— start of Supplied information —
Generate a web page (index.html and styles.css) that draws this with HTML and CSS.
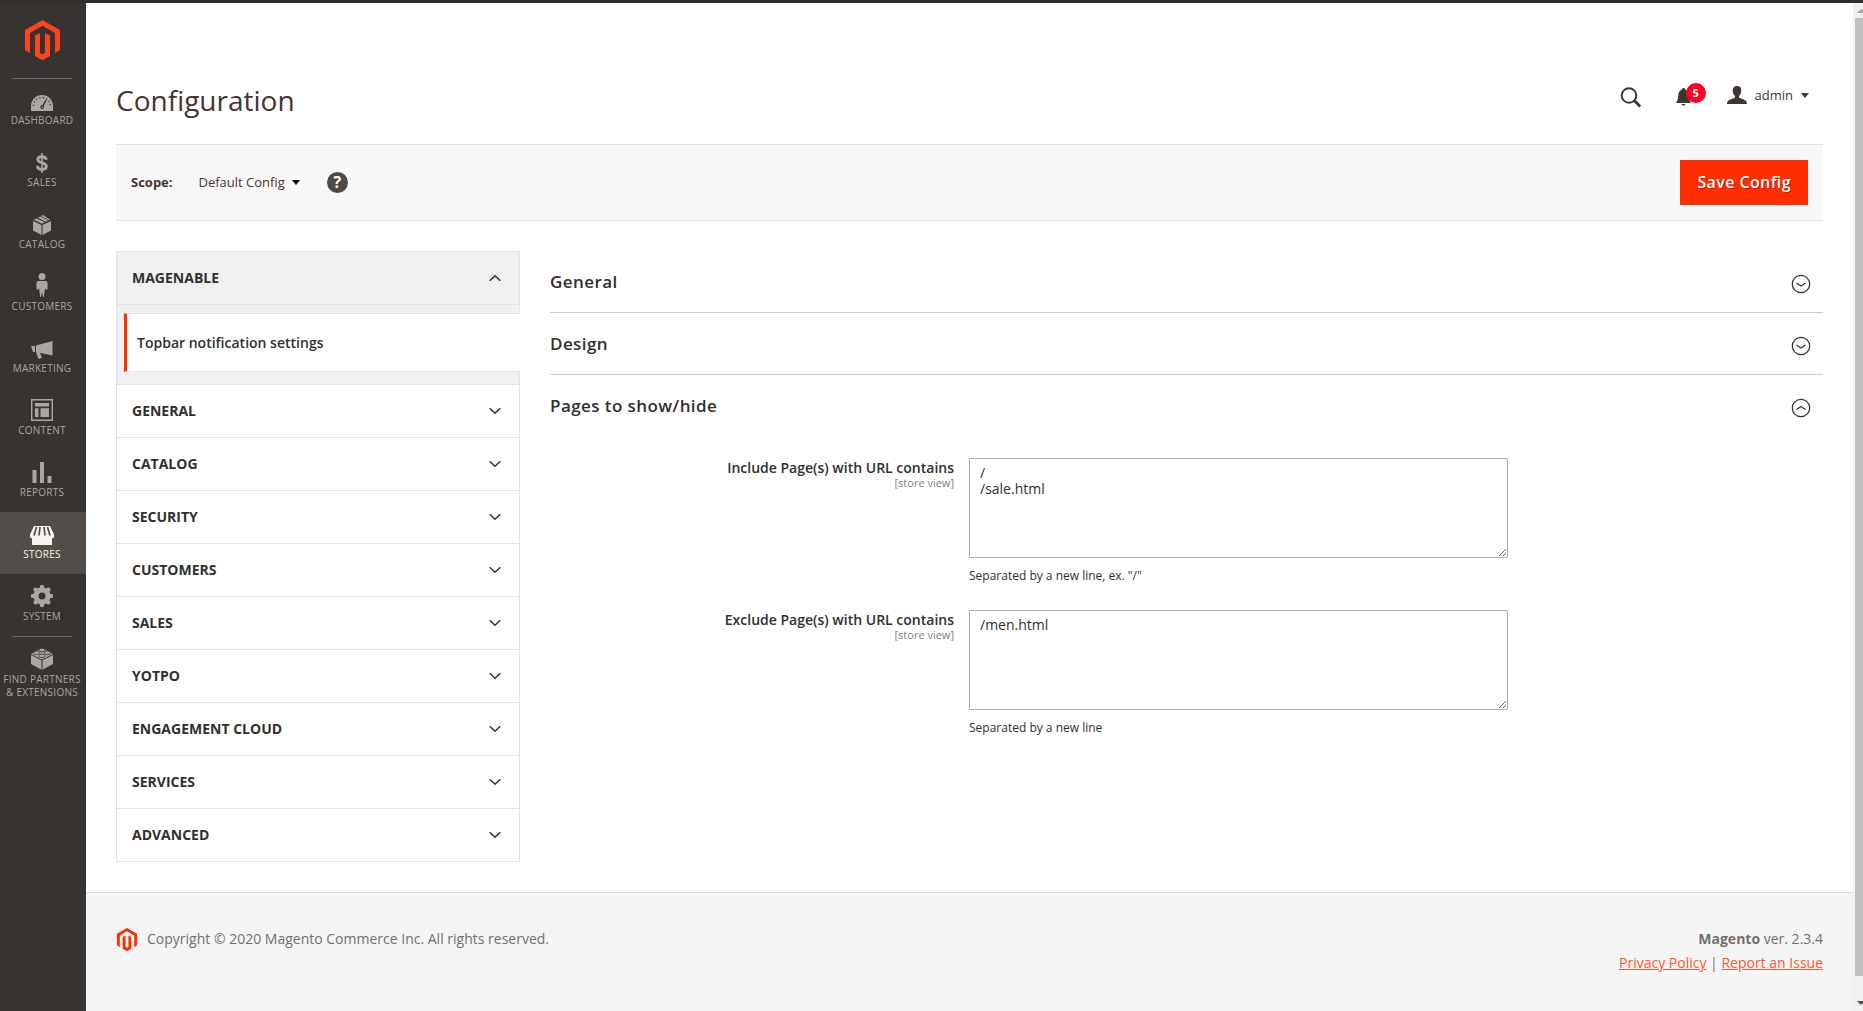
FILE: index.html
```html
<!DOCTYPE html>
<html lang="en">
<head>
<meta charset="utf-8">
<meta name="viewport" content="width=device-width, initial-scale=1">
<title>Configuration / Magento Admin</title>
<link rel="stylesheet" href="styles.css">
</head>
<body>
<svg class="sprite" aria-hidden="true">
  <symbol id="logo" viewBox="0 0 35 40"><path d="M17.5 0 35 10v20l-5 3V13L17.500 5.800 5 13v20l-5-3V10z"/><path d="M10 15.500 15 13v20l2.500 1.500L20 33V13l5 2.500V36l-7.500 4.300L10 36z"/></symbol>
  <symbol id="down" viewBox="0 0 12 6"><path d="M.7.300 6 5.200 11.300.300" fill="none" stroke="currentColor" stroke-width="1.500"/></symbol>
  <symbol id="up" viewBox="0 0 12 6"><path d="M.7 5.700 6 .8l5.300 4.900" fill="none" stroke="currentColor" stroke-width="1.500"/></symbol>
  <symbol id="circle-down" viewBox="0 0 20 20"><g fill="none" stroke="currentColor" stroke-width="1.200"><circle cx="10" cy="10" r="8.700"/><path d="M5.500 9 10 12l4.500-3"/></g></symbol>
  <symbol id="circle-up" viewBox="0 0 20 20"><g fill="none" stroke="currentColor" stroke-width="1.200"><circle cx="10" cy="10" r="8.700"/><path d="M5.500 11.500 10 8.500l4.500 3"/></g></symbol>
</svg>
<div class="app">
  <nav class="menu" aria-label="Main">
    <a class="menu-logo" href="#" aria-label="Magento"><svg width="35" height="40"><use href="#logo"/></svg></a>
    <ul class="menu-list">
      <li><a href="#"><svg width="22" height="16" viewBox="0 0 22 16"><path d="M0 16v-5a11 11 0 0 1 22 0v5z" fill="currentColor"/><g fill="none" stroke="#373330"><path d="M2.500 11a8.500 8.500 0 0 1 17 0" stroke-width="1.400" stroke-dasharray="1.300 2.200"/><path d="m11.500 12 3.500-7" stroke-width="1.500"/></g><circle cx="11.200" cy="12" r="1.900" fill="#373330"/><circle cx="11.200" cy="12" r=".7" fill="currentColor"/></svg><span>Dashboard</span></a></li>
      <li><a href="#"><svg width="12" height="20" viewBox="0 0 12 20"><g fill="none" stroke="currentColor"><path d="M10.300 6.800C10 4.800 8.500 3.700 6 3.700c-2.500 0-4.200 1-4.200 2.900 0 4.200 8.500 2.200 8.500 6.700 0 2-1.800 3.200-4.300 3.200-2.600 0-4.400-1.200-4.600-3.500" stroke-width="2.900"/><path d="M6 0v20" stroke-width="1.600"/></g></svg><span>Sales</span></a></li>
      <li><a href="#"><svg width="18" height="20" viewBox="0 0 18 20"><g fill="currentColor"><path d="m0 6 8.500 4v10L0 15.500zM9.500 10 18 6v9.500L9.500 20zM.8 4.800l2.800-1.400 8.300 3.900L9 8.800zM4.800 2.800 7.300 1.600l8 4-2.300 1.200zM8 1l2-1 7.200 4.800-1 .4z"/></g></svg><span>Catalog</span></a></li>
      <li><a href="#"><svg width="12" height="24" viewBox="0 0 12 24"><g fill="currentColor"><circle cx="6" cy="3.500" r="3.500"/><path d="M2.500 8h7C11 8 11.500 9 11.500 10.500V16L10 17l-1-2-1.200 9H7l-1-5-1 5h-.8L3 15l-1 2-1.500-1v-5.500C.5 9 1 8 2.500 8z"/></g></svg><span>Customers</span></a></li>
      <li><a href="#"><svg width="22" height="18" viewBox="0 0 22 18"><path d="M21.500 0v14.500L11 12.200 9 12l2 5-3.500 1L5 11V4.500zM0 5h4v6H2z" fill="currentColor"/></svg><span>Marketing</span></a></li>
      <li><a href="#"><svg width="22" height="22" viewBox="0 0 22 22"><path d="M.7.700h20.600v20.600H.7z" fill="none" stroke="currentColor" stroke-width="1.400"/><path d="M4 4h14v3.500H4zM4 9.300h3.500V18H4zM9.500 9.300H18V18H9.500z" fill="currentColor"/></svg><span>Content</span></a></li>
      <li><a href="#"><svg width="20" height="21" viewBox="0 0 20 21"><path d="M.5 8h4v13h-4zM8 0h4v21H8zM15.500 14h4v7h-4z" fill="currentColor"/></svg><span>Reports</span></a></li>
      <li><a class="current" href="#"><svg width="24" height="19" viewBox="0 0 24 19"><path d="M2 10h20v9H2z" fill="currentColor"/><path d="M4 0h16l4 8.500A2.500 2.500 0 0 1 19.500 11h-15A2.500 2.500 0 0 1 0 8.500z" fill="currentColor"/><path d="M6.500 1 4 9.500M10 1 9 9.500M14 1l1 8.500M17.500 1 20 9.500" stroke="#524d49" stroke-width="1.700"/></svg><span>Stores</span></a></li>
      <li><a href="#"><svg width="22" height="22" viewBox="-11 -11 22 22"><circle r="6" fill="none" stroke="currentColor" stroke-width="5"/><g fill="currentColor"><path id="tooth" d="M-2.600-7.500-1.500-11h3L2.600-7.500z"/><use href="#tooth" transform="rotate(45)"/><use href="#tooth" transform="rotate(90)"/><use href="#tooth" transform="rotate(135)"/><use href="#tooth" transform="rotate(180)"/><use href="#tooth" transform="rotate(225)"/><use href="#tooth" transform="rotate(270)"/><use href="#tooth" transform="rotate(315)"/></g></svg><span>System</span></a></li>
      <li class="partners"><a href="#"><svg width="22" height="23" viewBox="0 0 22 23"><path d="M0 7 11 1l11 6v10l-11 6-11-6z" fill="currentColor"/><path d="m0 7.500 11 5.500 11-5.500M11 13v10" fill="none" stroke="#373330"/><g fill="currentColor" stroke="#373330" stroke-width=".8"><ellipse cx="11" cy="3" rx="3" ry="1.800"/><ellipse cx="5.500" cy="5.800" rx="3" ry="1.800"/><ellipse cx="16.500" cy="5.800" rx="3" ry="1.800"/><ellipse cx="11" cy="8.800" rx="3" ry="1.800"/></g></svg><span>Find Partners<br>&amp; Extensions</span></a></li>
    </ul>
  </nav>

  <div class="page">
    <header class="page-header">
      <h1>Configuration</h1>
      <div class="header-tools">
        <button class="tool search" aria-label="Search"><svg width="22" height="21" viewBox="0 0 22 21"><g fill="none" stroke="currentColor"><circle cx="9" cy="8.500" r="7.300" stroke-width="2"/><path d="m14.200 13.500 6 6" stroke-width="2.800"/></g></svg></button>
        <button class="tool bell" aria-label="Notifications"><svg width="15" height="18" viewBox="0 0 15 18"><path d="M7.500 0C9 0 9 1 9 1.600c2.800.9 3.600 3 3.800 6.400.2 4 1.200 5 2.200 7H0c1-2 2-3 2.200-7C2.400 4.600 3.200 2.500 6 1.600 6 1 6 0 7.500 0zM5.500 16h4c-.3 2-3.700 2-4 0z" fill="currentColor"/></svg><span class="badge">5</span></button>
        <button class="tool user"><svg width="20" height="18" viewBox="0 0 20 18"><path d="M10 0c3 0 4.500 1.800 4.200 5-.2 2.400-1 4-2.200 5v1.500c2 1.500 8 1.500 8 6.500H0c0-5 6-5 8-6.500V10C6.800 9 6 7.400 5.800 5 5.500 1.800 7 0 10 0z" fill="currentColor"/></svg><span>admin</span><span class="caret"></span></button>
      </div>
    </header>

    <div class="toolbar">
      <strong>Scope:</strong>
      <button class="scope">Default Config<span class="caret"></span></button>
      <button class="help" aria-label="What is this?">?</button>
      <button class="save">Save Config</button>
    </div>

    <div class="columns">
      <nav class="tabs" aria-label="Configuration sections">
        <section class="tab-open">
          <button class="tab">Magenable<svg width="12" height="6"><use href="#up"/></svg></button>
          <a class="tab-item" href="#">Topbar notification settings</a>
        </section>
        <button class="tab">General<svg width="12" height="6"><use href="#down"/></svg></button>
        <button class="tab">Catalog<svg width="12" height="6"><use href="#down"/></svg></button>
        <button class="tab">Security<svg width="12" height="6"><use href="#down"/></svg></button>
        <button class="tab">Customers<svg width="12" height="6"><use href="#down"/></svg></button>
        <button class="tab">Sales<svg width="12" height="6"><use href="#down"/></svg></button>
        <button class="tab">Yotpo<svg width="12" height="6"><use href="#down"/></svg></button>
        <button class="tab">Engagement Cloud<svg width="12" height="6"><use href="#down"/></svg></button>
        <button class="tab">Services<svg width="12" height="6"><use href="#down"/></svg></button>
        <button class="tab">Advanced<svg width="12" height="6"><use href="#down"/></svg></button>
      </nav>

      <main class="sections">
        <button class="section-title">General<svg width="20" height="20"><use href="#circle-down"/></svg></button>
        <button class="section-title">Design<svg width="20" height="20"><use href="#circle-down"/></svg></button>
        <button class="section-title open">Pages to show/hide<svg width="20" height="20"><use href="#circle-up"/></svg></button>
        <form class="fields">
          <div class="field">
            <label for="include">Include Page(s) with URL contains<span>[store view]</span></label>
            <div class="control">
              <textarea id="include" rows="5">/
/sale.html</textarea>
              <p>Separated by a new line, ex. "/"</p>
            </div>
          </div>
          <div class="field">
            <label for="exclude">Exclude Page(s) with URL contains<span>[store view]</span></label>
            <div class="control">
              <textarea id="exclude" rows="5">/men.html</textarea>
              <p>Separated by a new line</p>
            </div>
          </div>
        </form>
      </main>
    </div>

    <footer class="footer">
      <p class="copyright"><svg width="22" height="23"><use href="#logo"/></svg>Copyright © 2020 Magento Commerce Inc. All rights reserved.</p>
      <div class="legal">
        <p><strong>Magento</strong> ver. 2.3.4</p>
        <p><a href="#">Privacy Policy</a> | <a href="#">Report an Issue</a></p>
      </div>
    </footer>
  </div>
  <div class="scrollbar" aria-hidden="true"><span class="arrow-up"></span><span class="thumb"></span><span class="arrow-down"></span></div>
</div>
</body>
</html>
```
FILE: styles.css
```css
* { box-sizing: border-box; }

body {
  margin: 0;
  font: 14px/19px "Open Sans", "Noto Sans", sans-serif;
  color: #303030;
  background: #fff;
}

h1, p, ul { margin: 0; padding: 0; }
ul { list-style: none; }

button {
  margin: 0;
  padding: 0;
  border: 0;
  background: none;
  font: inherit;
  color: inherit;
  cursor: pointer;
}

svg { display: block; flex: none; }
.sprite { position: absolute; width: 0; height: 0; }

.app {
  display: flex;
  min-height: 100vh;
  border-top: 3px solid #2f2f2f;
}

/* Main menu */
.menu {
  flex: 0 0 86px;
  background: #373330;
}

.menu-logo {
  display: flex;
  justify-content: center;
  height: 75px;
  padding: 17px 1px 0 0;
  color: #ff431c;
  fill: currentColor;
}

.menu-list::before,
.partners::before {
  content: "";
  display: block;
  height: 1px;
  margin: 0 14px 0 12px;
  background: #736963;
}

.menu-list::before { margin-bottom: -1px; }

.menu-list a {
  display: flex;
  flex-direction: column;
  align-items: center;
  justify-content: flex-end;
  height: 62px;
  padding: 0 2px 13px 0;
  color: #aaa6a0;
  font-size: 10px;
  letter-spacing: .025em;
  line-height: 13px;
  text-align: center;
  text-decoration: none;
  text-transform: uppercase;
  white-space: nowrap;
}

.menu-list svg { margin-bottom: 3px; }
.menu-list a.current { background: #524d49; color: #f7f3eb; }
.menu-list .partners a { height: 66px; padding-bottom: 4px; }

/* Page */
.page {
  flex: 1;
  display: flex;
  flex-direction: column;
  min-width: 0;
}

.page-header {
  display: flex;
  justify-content: space-between;
  align-items: flex-end;
  height: 141px;
  padding: 0 44px 0 30px;
}

h1 {
  padding-bottom: 25px;
  font-size: 28px;
  font-weight: 400;
  line-height: 38px;
  color: #41362f;
}

.header-tools {
  display: flex;
  align-items: center;
  height: 38px;
  margin-bottom: 30px;
  color: #41362f;
}

.tool { display: flex; align-items: center; }

.search { margin-top: 4px; }
.bell { position: relative; margin: 4px 36px 0 34px; }

.badge {
  position: absolute;
  top: -5px;
  left: 10px;
  width: 20px;
  border-radius: 10px;
  background: #ff0023;
  color: #fff;
  font-size: 11px;
  font-weight: 700;
  line-height: 20px;
}

.user { gap: 8px; font-size: 13px; }

.caret {
  border: 4px solid transparent;
  border-top: 5px solid currentColor;
  border-bottom: 0;
}

.toolbar {
  display: flex;
  align-items: center;
  height: 77px;
  margin: 0 30px;
  padding: 0 15px;
  border: solid #e3e3e3;
  border-width: 1px 0;
  background: #f8f8f8;
  font-size: 13px;
  color: #41362f;
}

.scope {
  display: flex;
  align-items: center;
  gap: 7px;
  margin: 0 27px 0 26px;
}

.scope .caret { color: #000; }

.help {
  width: 21px;
  height: 21px;
  border-radius: 50%;
  background: #514943;
  color: #fff;
  font-size: 16px;
  font-weight: 700;
  line-height: 21px;
}

.save {
  height: 45px;
  margin-left: auto;
  padding: 0 17px;
  background: #ff2d00;
  color: #fff;
  font-size: 16px;
  font-weight: 600;
  letter-spacing: .025em;
  text-shadow: 1px 1px 0 rgba(0, 0, 0, .25);
}

.columns {
  display: flex;
  gap: 30px;
  padding: 30px;
}

/* Section tabs */
.tabs {
  flex: 0 0 404px;
  border: solid #e3e3e3;
  border-width: 0 0 1px 1px;
}

.tab {
  display: flex;
  justify-content: space-between;
  align-items: center;
  width: 100%;
  height: 53px;
  padding: 0 18px 2px 15px;
  border: solid #e3e3e3;
  border-width: 1px 1px 0 0;
  font-weight: 700;
  text-transform: uppercase;
}

.tab svg { margin-top: 2px; }

.tab-open {
  padding-bottom: 12px;
  border-right: 1px solid #e3e3e3;
  background: #f0f0f0;
}

.tab-open .tab {
  margin-bottom: 9px;
  border-right: 0;
  box-shadow: 0 1px #e3e3e3;
}

.tab-item {
  display: block;
  margin: 0 -1px 0 7px;
  padding: 19px 10px;
  border: solid #e3e3e3;
  border-width: 1px 0;
  border-left: 3px solid #ff2d00;
  background: #fff;
  color: #303030;
  font-weight: 600;
  text-decoration: none;
}

/* Settings */
.sections { flex: 1; min-width: 0; }

.section-title {
  display: flex;
  justify-content: space-between;
  align-items: center;
  width: 100%;
  height: 62px;
  padding: 0 12px 0 0;
  border-bottom: 1px solid #ccc;
  font-size: 17px;
  font-weight: 600;
  letter-spacing: .025em;
}

.section-title svg { margin-top: 4px; }
.section-title.open { border-color: transparent; }

.fields {
  display: grid;
  gap: 25px;
  padding-top: 21px;
}

.field {
  display: grid;
  grid-template-columns: 404px minmax(0, 539px);
  gap: 15px;
}

.field label {
  font-weight: 600;
  text-align: right;
}

.field label span {
  display: block;
  color: #808080;
  font-size: 11px;
  font-weight: 400;
  line-height: 12px;
}

textarea {
  display: block;
  width: 100%;
  height: 100px;
  padding: 6px 10px;
  border: 1px solid #adadad;
  border-radius: 1px;
  background: #fff;
  color: #303030;
  font: 14px/16px "Open Sans", "Noto Sans", sans-serif;
}

.control p { padding-top: 8px; font-size: 12px; line-height: 19px; }

/* Footer */
.footer {
  display: flex;
  justify-content: space-between;
  flex: 1;
  padding: 34px 30px;
  border-top: 1px solid #d9d9d9;
  background: #f5f5f5;
  color: #736f6c;
  line-height: 24px;
}

.copyright { display: flex; gap: 9px; }
.copyright svg { margin-top: 1px; fill: #ff2d00; }
.legal { text-align: right; }
.legal a { color: #ff5532; }

/* Scrollbar */
.scrollbar {
  flex: 0 0 10px;
  display: flex;
  flex-direction: column;
  min-width: 0;
  padding-left: 2px;
  overflow: hidden;
  background: #f1f1f1;
}

.thumb { flex: 1; background: #c1c1c1; }

.arrow-up, .arrow-down { height: 15px; overflow: hidden; }
.arrow-down { height: 35px; }

.arrow-up::before, .arrow-down::before {
  content: "";
  display: block;
  width: 0;
  margin: 6px 0 0 2px;
  border: 4px solid transparent;
  border-width: 0 4px 4px;
  border-bottom-color: #a3a3a3;
}

.arrow-down::before {
  margin-top: 25px;
  border-width: 4px 4px 0;
  border-top-color: #505050;
}
```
— end of Supplied information —
* _Do this_
Give only the number of lines that include the word "styles".

* _The answer_
3